John Green on Writing About Mental Illness, Diversity in Publishing, and More

by
Staff
10.10.17

Every day Poets & Writers Magazine scans the headlines—from publishing reports to academic announcements to literary dispatches—for all the news that creative writers need to know. Here are today’s stories:

“It’s not a mountain that you climb or a hurdle that you jump, it’s something that you live with in an ongoing way. People want that narrative of illness being in the past tense. But a lot of the time, it isn’t.” John Green talks about sharing his experiences with anxiety and obsessive compulsive disorder in his novel Turtles All the Way Down, which comes out today. (New York Times)

“When we expand the range of the industry’s gatekeepers, we expand the range of our storytelling, which expands our ability to see each other, to talk and listen to each other, and to understand each other.” One World editor Chris Jackson talks about his path to publishing and why diversity in the industry is important. (Literary Hub)

Ron Charles tells the story of how the small literary magazine One Story ended up publishing Tom Hanks, whose story collection, Uncommon Type, comes out next week from Knopf. (Washington Post)

Kaveh Akbar interviews Layli Long Soldier about content versus form in poetry, handling language with care, and her debut collection, WHEREAS. (Divedapper)

“She is a realist with a speculative bent of mind, a writer of postmodern inclinations with the instincts of an old-fashioned entertainer.” The New Yorker profiles novelist Jennifer Egan, whose latest novel, Manhattan Beach, came out last week.
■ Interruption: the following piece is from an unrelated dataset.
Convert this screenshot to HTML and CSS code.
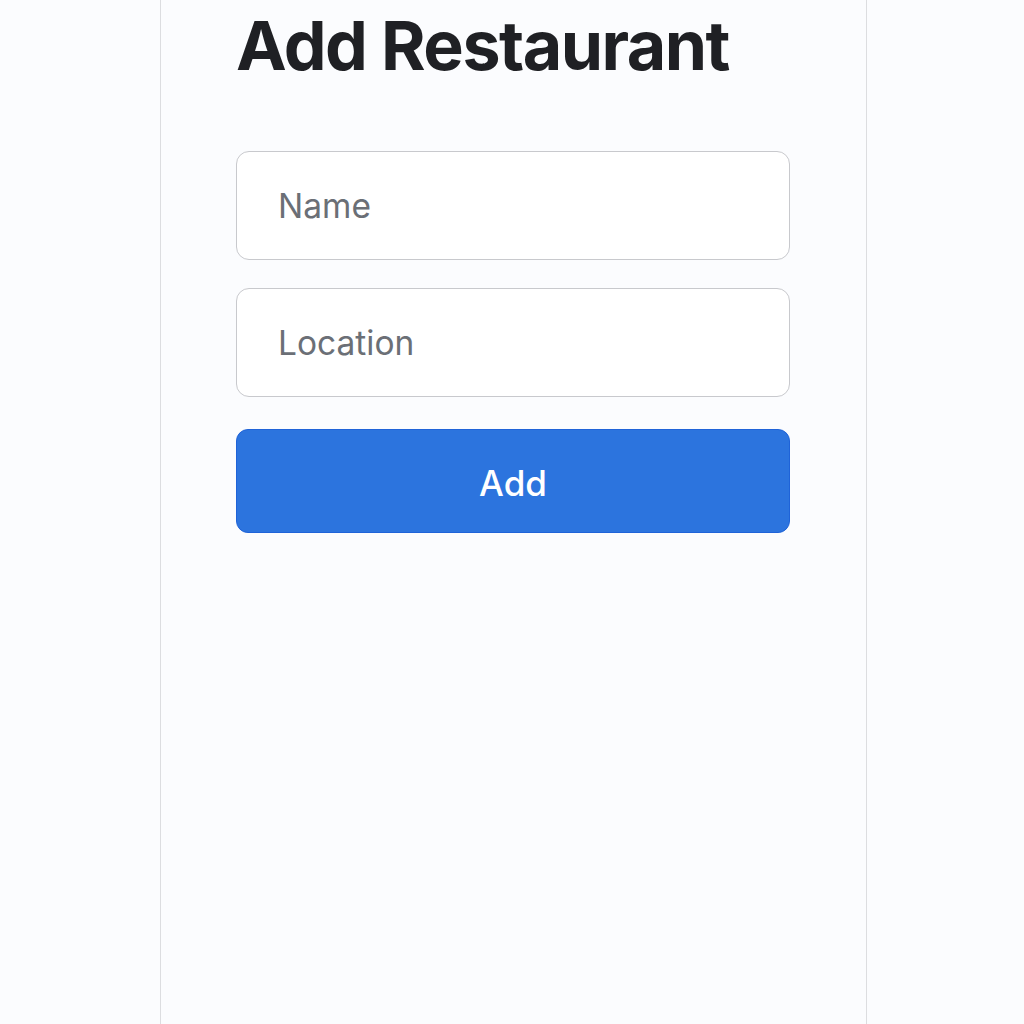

After having his novel rejected more than thirty times by publishers for being, as he says, “too working class, too eighties, too immersed in pop culture, and too gay,” British writer Matt Cain crowdfunded enough money to self-publish his novel The Madonna of Bolton in less than a week.

Alexandra Alter profiles Nigerian author Nnedi Okorafor, who is redefining the fantasy genre with her young adult series that features “a head-spinning menagerie of otherworldly spirits and deities drawn from Nigerian myths and legends.” Viking published Okorafor’s latest novel, Akata Warrior, earlier this week. (New York Times)

The American Literary Translators Association has announced the winners of its 2017 awards: Valdivia by Galo Ghigliotto, translated from the Spanish by Daniel Borzutzky, won in poetry; and Zama by Antonio di Benedetto, translated from the Spanish by Esther Allen, won in prose.